Project work in Cornell’s Interactive Device Design Certificate is build-centered and cumulative, so you repeatedly design, assemble, program, test, and debug real interactive systems. You will complete multi-part projects such as:
- Preparing and assembling your electronics platform, then building and debugging basic circuits and programming a microcontroller to read a button and control an LED
- Integrating external components by mapping sensor inputs to outputs such as RGB LEDs and speakers, using and adapting sample code and libraries
- Working with more complex sensing and output by using devices on a shared communication bus, capturing and storing data, and presenting readings on a graphical display
- Designing interactive behaviors using state diagrams and implementing state-based logic in code
- Creating motion through actuation, including using sensor data to control a servo and planning power requirements for real-world use
- Setting up a Raspberry Pi, connecting it to peripherals, exchanging data with a microcontroller, and building a two-board interactive device
- Building an internet-connected prototype that uses messaging to share sensor data and adding “smarts” like speech synthesis and computer vision
By the end of Cornell’s Interactive Device Design Certificate program, you will have practiced taking an interactive device from concept to a working prototype, including the messy but essential skill of finding what broke and fixing it.
Cornell’s Interactive Device Design Certificate helps you build credible, demonstrable prototyping capability across electronics, embedded programming, and connected interactive systems.
After completing the Interactive Device Design Certificate, you will be prepared to:
- Design, build, and debug a responsive device using a microcontroller-based electronic circuit that senses, computes, and displays
- Incorporate light, sound, and character displays into an interactive device
- Build interactive systems with an emphasis on novel inputs and data storage
- Prototype a standalone interactive device using motors that can be deployed in the physical world
- Expand input, computation, and output capabilities of an interactive device using Raspberry Pi
- Design a complex, networked interactive system with rich sensing capabilities
Learners frequently describe the experience as a highly practical, project-driven way to build real capability in electronics and interactive product development, supported by responsive facilitators and a flexible online format. Many report making faster progress than they could on their own and finishing with the confidence to keep building and experimenting. Feedback also highlights a strong foundation in core electronics concepts, early momentum with popular platforms like Arduino and Raspberry Pi, and the satisfaction of getting prototypes working through iteration.
What truly sets eCornell apart is how our programs unlock genuine career transformation. Learners earn promotions to senior positions, enjoy meaningful salary growth, build valuable professional networks, and navigate successful career transitions.
Cornell’s Interactive Device Design Certificate, which consists of 6 short courses, is designed to be completed in 3 months. Each course runs for 2 weeks, with a typical weekly time commitment of 3 to 5 hours.
Coursework is largely asynchronous, so you can watch lectures, complete readings, and work on builds on your own schedule, while still benefiting from deadlines that keep you moving forward and an expert facilitator who supports your progress.
Because this program requires a shipped electronics kit, plan ahead to avoid delays.

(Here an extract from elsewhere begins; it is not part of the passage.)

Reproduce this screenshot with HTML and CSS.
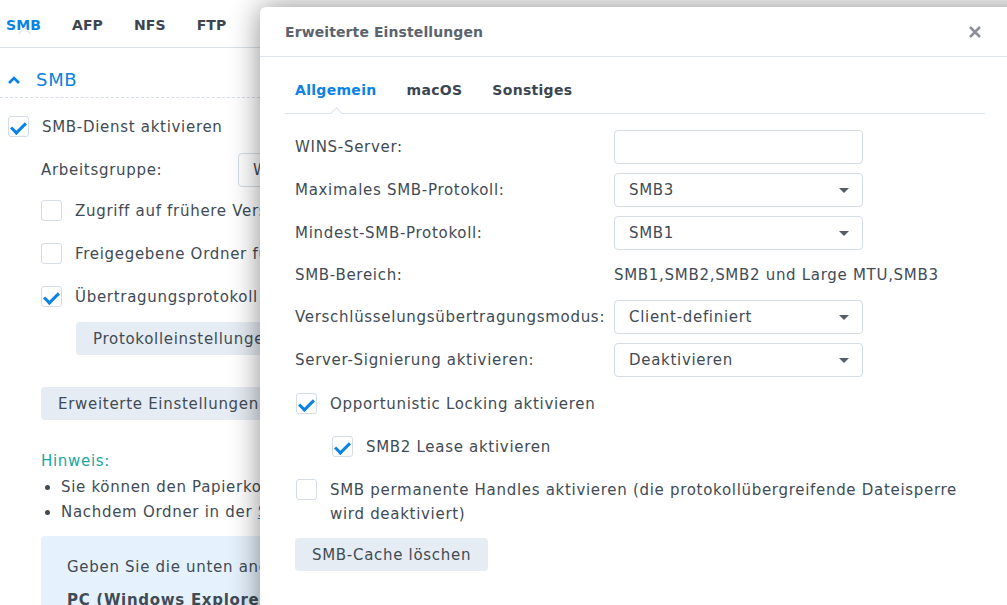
FILE: index.html
```html
<!DOCTYPE html>
<html lang="de">

<head>
  <meta charset="UTF-8" />
  <title>SMB – Erweiterte Einstellungen</title>
  <link rel="stylesheet" href="styles.css">
</head>

<body>

  <div class="page">
    <div class="tabs main-tabs">
      <span class="tab active">SMB</span>
      <span class="tab">AFP</span>
      <span class="tab">NFS</span>
      <span class="tab">FTP</span>
    </div>

    <div class="section-head">
      <svg class="chevron" width="14" height="10" viewBox="0 0 14 10">
        <path d="M2 8 L7 3 L12 8" fill="none" stroke="#057feb" stroke-width="2.6" />
      </svg>
      <span>SMB</span>
    </div>

    <div class="panel">
      <label class="check-row top">
        <span class="box checked"></span>
        <span>SMB-Dienst aktivieren</span>
      </label>

      <div class="indent">
        <div class="field-row">
          <span class="field-label">Arbeitsgruppe:</span>
          <span class="input">WORKGROUP</span>
        </div>

        <label class="check-row">
          <span class="box"></span>
          <span>Zugriff auf frühere Versionen aktivieren</span>
        </label>
        <label class="check-row">
          <span class="box"></span>
          <span>Freigegebene Ordner für die Suche ausblenden</span>
        </label>
        <label class="check-row">
          <span class="box checked"></span>
          <span>Übertragungsprotokoll aktivieren</span>
        </label>
        <button class="btn sub">Protokolleinstellungen</button>

        <button class="btn adv">Erweiterte Einstellungen</button>

        <div class="hint">Hinweis:</div>
        <ul class="notes">
          <li>Sie können den Papierkorb für jeden freigegebenen Ordner aktivieren.</li>
          <li>Nachdem Ordner in der <a href="#">Systemsteuerung</a> freigegeben wurden.</li>
        </ul>

        <div class="info-box">
          <p>Geben Sie die unten angegebene Adresse ein, um auf den Server zuzugreifen:</p>
          <p class="strong">PC (Windows Explorer):</p>
        </div>
      </div>
    </div>
  </div>

  <div class="dialog">
    <div class="dialog-head">
      <span class="dialog-title">Erweiterte Einstellungen</span>
      <svg class="close" width="14" height="14" viewBox="0 0 14 14">
        <path d="M2 2 L12 12 M12 2 L2 12" stroke="#8a9199" stroke-width="2.6" />
      </svg>
    </div>

    <div class="dialog-body">
      <div class="tabs dialog-tabs">
        <span class="tab active">Allgemein</span>
        <span class="tab">macOS</span>
        <span class="tab">Sonstiges</span>
      </div>

      <div class="form">
        <div class="form-row">
          <span class="form-label">WINS-Server:</span>
          <span class="input wide"></span>
        </div>
        <div class="form-row">
          <span class="form-label">Maximales SMB-Protokoll:</span>
          <span class="input wide select">SMB3</span>
        </div>
        <div class="form-row">
          <span class="form-label">Mindest-SMB-Protokoll:</span>
          <span class="input wide select">SMB1</span>
        </div>
        <div class="form-row text-row">
          <span class="form-label">SMB-Bereich:</span>
          <span class="value">SMB1,SMB2,SMB2 und Large MTU,SMB3</span>
        </div>
        <div class="form-row">
          <span class="form-label">Verschlüsselungsübertragungsmodus:</span>
          <span class="input wide select">Client-definiert</span>
        </div>
        <div class="form-row">
          <span class="form-label">Server-Signierung aktivieren:</span>
          <span class="input wide select">Deaktivieren</span>
        </div>

        <div class="checks">
          <label class="check-row">
            <span class="box checked"></span>
            <span>Opportunistic Locking aktivieren</span>
          </label>
          <label class="check-row nested">
            <span class="box checked"></span>
            <span>SMB2 Lease aktivieren</span>
          </label>
          <label class="check-row last">
            <span class="box"></span>
            <span>SMB permanente Handles aktivieren (die protokollübergreifende Dateisperre wird deaktiviert)</span>
          </label>
        </div>

        <button class="btn cache">SMB-Cache löschen</button>
      </div>
    </div>
  </div>

</body>

</html>
```

FILE: styles.css
```css
:root {
  --text: #414b55;
  --blue: #0a82e6;
  --line: #d9e1ea;
  --border: #d4dce6;
  --btn-bg: #e6ecf3;
}

html,
body {
  height: 605px;
  overflow: hidden;
}

body {
  margin: 0;
  font-family: 'DejaVu Sans', Verdana, sans-serif;
  font-size: 15px;
  letter-spacing: 0.7px;
  color: var(--text);
  background: #fff;
  position: relative;
}

/* tabs */

.tabs {
  display: flex;
  border-bottom: 1px solid var(--line);
}

.tab {
  position: relative;
  font-weight: bold;
  font-size: 14px;
  letter-spacing: 0.1px;
  color: #3d4650;
}

.tab.active {
  color: var(--blue);
}

.tab.active::after {
  content: "";
  position: absolute;
  left: 50%;
  bottom: -5px;
  width: 8px;
  height: 8px;
  margin-left: -4px;
  background: #fff;
  border-left: 1px solid var(--line);
  border-top: 1px solid var(--line);
  transform: rotate(45deg);
}

.main-tabs {
  height: 48px;
  align-items: center;
  padding-left: 6px;
  gap: 31px;
  box-sizing: border-box;
  padding-top: 2px;
}

/* left page */

.page {
  width: 260px;
  overflow: hidden;
}

.section-head {
  display: flex;
  align-items: center;
  box-sizing: border-box;
  height: 50px;
  padding-top: 14px;
  border-bottom: 1px dashed #d6dde5;
  color: var(--blue);
  font-size: 18px;
}

.chevron {
  margin-left: 7px;
  margin-right: 15px;
}

.panel {
  padding: 18px 0 0 8px;
  white-space: nowrap;
}

.check-row {
  display: flex;
  align-items: flex-start;
  gap: 13px;
  line-height: 22px;
}

.box {
  flex: none;
  width: 19px;
  height: 19px;
  border: 1px solid var(--border);
  border-radius: 3px;
  background: #fff;
  position: relative;
}

.box.checked::after {
  content: "";
  position: absolute;
  left: 3px;
  top: 2px;
  width: 12px;
  height: 6px;
  border-left: 3px solid var(--blue);
  border-bottom: 3px solid var(--blue);
  transform: translate(-1px, 3px) rotate(-45deg);
  transform-origin: center;
}

.indent {
  padding-left: 33px;
}

.panel .check-row {
  margin-top: 21px;
}

.panel .check-row.top {
  margin-top: 0;
}

.panel .field-row + .check-row {
  margin-top: 13px;
}

.field-row {
  display: flex;
  align-items: center;
  margin-top: 15px;
}

.field-label {
  width: 197px;
  flex: none;
}

.input {
  flex: none;
  box-sizing: border-box;
  height: 34px;
  border: 1px solid var(--border);
  border-radius: 4px;
  padding: 0 14px;
  display: flex;
  align-items: center;
  background: #fff;
  width: 249px;
}

.btn {
  display: block;
  font-family: inherit;
  font-size: 15px;
  letter-spacing: 0.7px;
  color: var(--text);
  background: var(--btn-bg);
  border: none;
  border-radius: 4px;
  height: 33px;
  padding: 0 17px;
  white-space: nowrap;
}

.btn.sub {
  margin: 14px 0 0 35px;
}

.btn.adv {
  margin-top: 32px;
}

.hint {
  margin-top: 31px;
  color: #1aa6a6;
  line-height: 20px;
}

.notes {
  margin: 4px 0 0;
  padding: 0 0 0 20px;
  line-height: 25px;
}

.notes a {
  color: var(--blue);
}

.info-box {
  margin-top: 11px;
  background: #e5f1fc;
  border-radius: 4px;
  padding: 22px 26px;
  width: 600px;
}

.info-box p {
  margin: 0 0 15px;
}

.info-box .strong {
  font-weight: bold;
}

/* dialog */

.dialog {
  position: absolute;
  left: 260px;
  top: 7px;
  width: 790px;
  height: 640px;
  background: #fff;
  border-radius: 6px 0 0 0;
  box-shadow: 0 0 30px rgba(0, 0, 0, 0.45);
}

.dialog-head {
  height: 49px;
  border-bottom: 1px solid #dfe5ec;
  display: flex;
  align-items: center;
  justify-content: space-between;
  padding: 0 68px 0 25px;
}

.dialog-title {
  font-weight: bold;
  font-size: 14px;
  letter-spacing: 0.1px;
  color: #5b646e;
}

.dialog-body {
  padding: 22px 0 0 25px;
  width: 700px;
}

.dialog-tabs {
  gap: 10px;
}

.dialog-tabs .tab {
  padding: 0 10px 12px;
  line-height: 22px;
  letter-spacing: 0.3px;
}

.form {
  padding: 16px 0 0 10px;
}

.form-row {
  display: flex;
  align-items: center;
  margin-bottom: 9px;
}

.form-row.text-row {
  height: 32px;
}

.form-label {
  width: 319px;
  flex: none;
}

.select {
  position: relative;
}

.select::after {
  content: "";
  position: absolute;
  right: 13px;
  top: 14px;
  border-left: 5px solid transparent;
  border-right: 5px solid transparent;
  border-top: 5px solid #555e68;
}

.checks {
  margin-top: 15px;
}

.checks .check-row {
  line-height: 24px;
  padding-left: 1px;
  margin-bottom: 19px;
}

.checks .check-row.last {
  margin-bottom: 12px;
}

.checks .check-row .box {
  margin-top: 1px;
}

.checks .check-row.nested {
  padding-left: 37px;
}
```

Registering at least two weeks before your intended start date and providing a valid shipping address helps ensure you receive the kit in time. Certificate and course fees are refundable per policy, but the kit fee is not refundable once shipped.
Students in Cornell’s Interactive Device Design Certificate often describe the experience as a highly practical, project-driven way to build real capability in electronics and interactive product development, supported by responsive expert facilitators and a flexible online format. Many report making faster progress than they could on their own and finishing the courses with the confidence to keep building and experimenting.

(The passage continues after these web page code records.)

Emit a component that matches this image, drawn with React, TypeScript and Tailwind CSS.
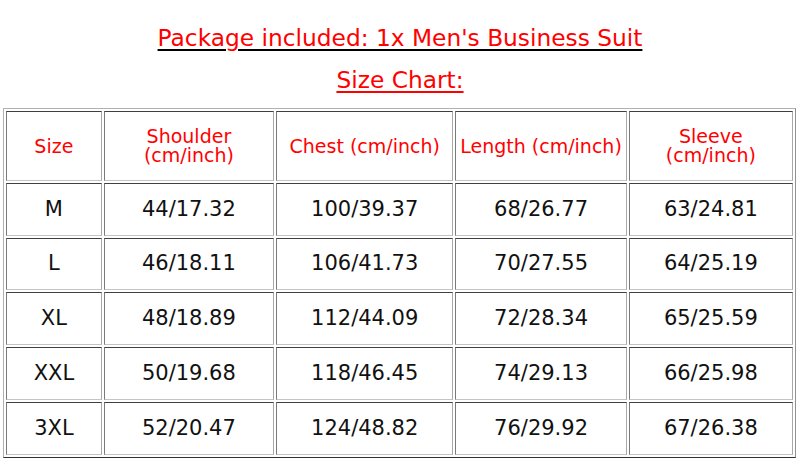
import React from "react";

const rows = [
  { h: "h-[53px]", v: ["M", "44/17.32", "100/39.37", "68/26.77", "63/24.81"] },
  { h: "h-[52px]", v: ["L", "46/18.11", "106/41.73", "70/27.55", "64/25.19"] },
  { h: "h-[53px]", v: ["XL", "48/18.89", "112/44.09", "72/28.34", "65/25.59"] },
  { h: "h-[53px]", v: ["XXL", "50/19.68", "118/46.45", "74/29.13", "66/25.98"] },
  { h: "h-[53px]", v: ["3XL", "52/20.47", "124/48.82", "76/29.92", "67/26.38"] },
];

const cell =
  "border border-t-[#404040] border-l-[#7a7a7a] border-b-[#c4c4c4] border-r-[#a8a8a8] text-center align-middle p-0";

export default function App() {
  return (
    <div className="w-[800px] h-[472px] bg-white font-['DejaVu_Sans',Verdana,sans-serif] overflow-hidden">
      <div className="pt-[24px] flex flex-col items-center gap-[14px] text-[23.3px] leading-[28px]">
        <p className="underline decoration-black decoration-2 underline-offset-[3px]">
          <span className="text-[#ff0000]">Package included: 1x Men's Business Suit</span>
        </p>
        <p className="text-[#ff0000] underline decoration-2 underline-offset-[3px]">Size Chart:</p>
      </div>

      <table className="mt-[14px] ml-[3px] w-[793px] table-fixed border-separate border-spacing-[2px] border border-t-[#b0b0b0] border-l-[#b0b0b0] border-b-[#303030] border-r-[#909090]">
        <colgroup>
          <col className="w-[95px]" />
          <col className="w-[169px]" />
          <col className="w-[176px]" />
          <col className="w-[170px]" />
          <col className="w-[163px]" />
        </colgroup>
        <thead>
          <tr className="h-[70px] text-[19px] leading-[19px] text-[#ff0000]">
            <th className={`${cell} font-normal`}>Size</th>
            <th className={`${cell} font-normal`}>
              Shoulder
              <br />
              (cm/inch)
            </th>
            <th className={`${cell} font-normal`}>Chest (cm/inch)</th>
            <th className={`${cell} font-normal whitespace-nowrap`}>Length (cm/inch)</th>
            <th className={`${cell} font-normal`}>
              Sleeve
              <br />
              (cm/inch)
            </th>
          </tr>
        </thead>
        <tbody>
          {rows.map((r) => (
            <tr key={r.v[0]} className={`${r.h} text-[21px] text-[#111]`}>
              {r.v.map((v, i) => (
                <td key={i} className={cell}>
                  {v}
                </td>
              ))}
            </tr>
          ))}
        </tbody>
      </table>
    </div>
  );
}
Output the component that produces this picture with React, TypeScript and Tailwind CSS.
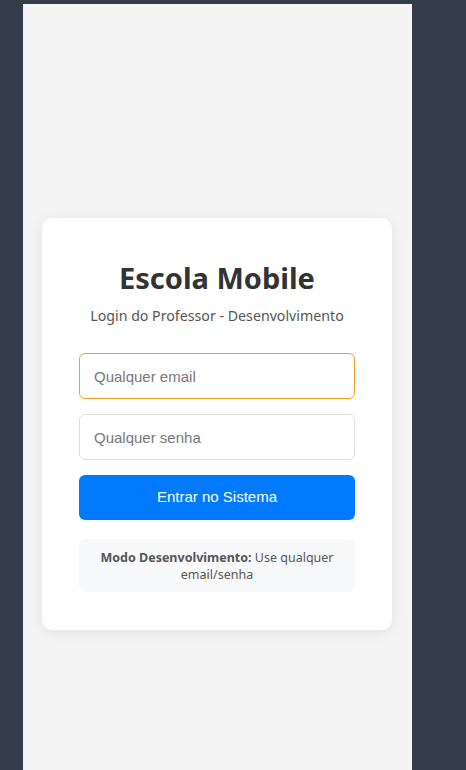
import React from 'react'

const App = () => {
  return (
    <div className="h-[770px] overflow-hidden bg-[#343c4c] pl-[23px] pt-[4px]">
      <div className="flex h-[840px] w-[389px] items-center bg-[#f4f4f4] px-[19px]">
        <div className="w-[350px] rounded-[10px] bg-white px-[37px] pt-[42px] pb-[38px] shadow-[0_2px_14px_rgba(0,0,0,0.08)]">
          <h1 className="text-center font-['Noto_Sans',sans-serif] text-[29px] font-bold leading-[35px] text-[#333]">
            Escola Mobile
          </h1>
          <p className="mt-[11px] text-center font-['Noto_Sans',sans-serif] text-[14.2px] leading-[20px] text-[#555]">
            Login do Professor - Desenvolvimento
          </p>
          <div className="mt-[27px] flex flex-col gap-[15px]">
            <input
              placeholder="Qualquer email"
              className="h-[46px] w-full rounded-[6px] border border-[#f0a01e] px-[14px] font-['Liberation_Sans',sans-serif] text-[15px] text-[#333] outline-none placeholder:text-[#777]"
            />
            <input
              placeholder="Qualquer senha"
              type="password"
              className="h-[46px] w-full rounded-[6px] border border-[#ddd] px-[14px] font-['Liberation_Sans',sans-serif] text-[15px] text-[#333] outline-none placeholder:text-[#777]"
            />
            <button className="h-[45px] w-full rounded-[6px] bg-[#007bff] font-['Liberation_Sans',sans-serif] text-[15px] text-white">
              Entrar no Sistema
            </button>
          </div>
          <div className="mt-[19px] rounded-[6px] bg-[#f8f9fa] px-[14px] pt-[10px] pb-[9px] text-center font-['Noto_Sans',sans-serif] text-[12.5px] leading-[17px] text-[#555]">
            <strong className="font-bold">Modo Desenvolvimento:</strong> Use qualquer email/senha
          </div>
        </div>
      </div>
    </div>
  )
}

export default App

Common themes students highlight include:
- Hands-on builds that connect directly to real-world interactive product design
- A strong foundation in electronics concepts like voltage, current, and basic circuits
- Early momentum with popular platforms such as Raspberry Pi and Arduino
- The satisfaction of getting prototypes working and learning through iteration
- Clear, well-organized modules that make complex topics approachable
- Knowledgeable facilitators who are engaged and quick to help
- A balanced level of challenge that supports beginners while building competence
- Convenient remote access that still feels interactive and classroom-like
- Practical instruction that students can apply immediately to work and personal projects
To get the most from Cornell’s Interactive Device Design Certificate, you should come in with some programming familiarity and comfort working with technical tools. The program asks you to write and modify code for microcontrollers, use development environments and libraries, and troubleshoot across both software and hardware.

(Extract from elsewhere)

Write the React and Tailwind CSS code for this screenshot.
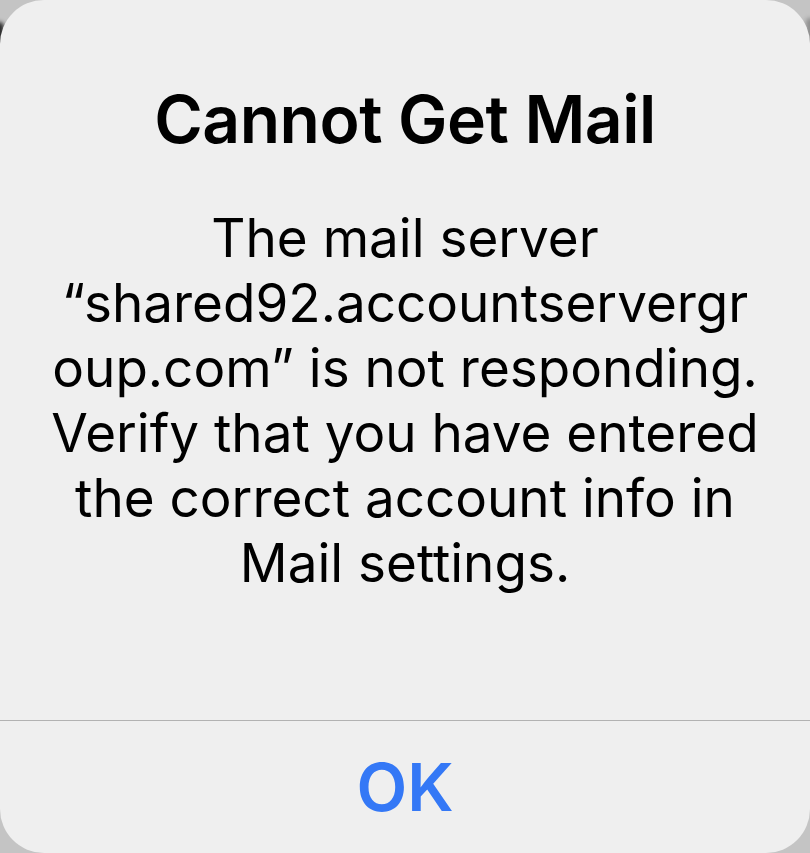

You do not need to be an electrical engineer, but you should be ready to learn foundational electronics concepts and apply them in hands-on builds. If you have experience with basic coding concepts (variables, functions, reading examples, making small edits) and you are willing to debug methodically, you will be well positioned to succeed.
To complete your coursework in Cornell’s Interactive Device Design Certificate, you will need to purchase a kit of electronic components and microcontrollers for $600. After enrollment, you’ll receive instructions on where to purchase the kit.
The hands-on work in the program uses physical electronics and computing platforms, including microcontroller-based circuit building and later activities that incorporate Raspberry Pi alongside sensors, displays, and output components. Because shipping time can affect your start, registering at least two weeks before your intended start date and providing a valid shipping address helps you begin on schedule.
Keep in mind that while course and certificate fees are refundable per eCornell policy, the kit fee is not refundable once shipped.
Beyond standalone device prototyping, Cornell’s Interactive Device Design Certificate gives you structured practice building connected experiences. You will learn how to connect a Raspberry Pi to a network, prototype internet-connected interactions, and distribute functions across system components so that sensing, computation, and user interaction can happen in different places.
On the networking side, you will work with lightweight messaging patterns that let devices publish and subscribe to sensor data through an MQTT broker. You’ll also explore practical “smart device” capabilities on the Raspberry Pi, including speech synthesis options and computer vision workflows using OpenCV, then bring those pieces together in a final connected prototype.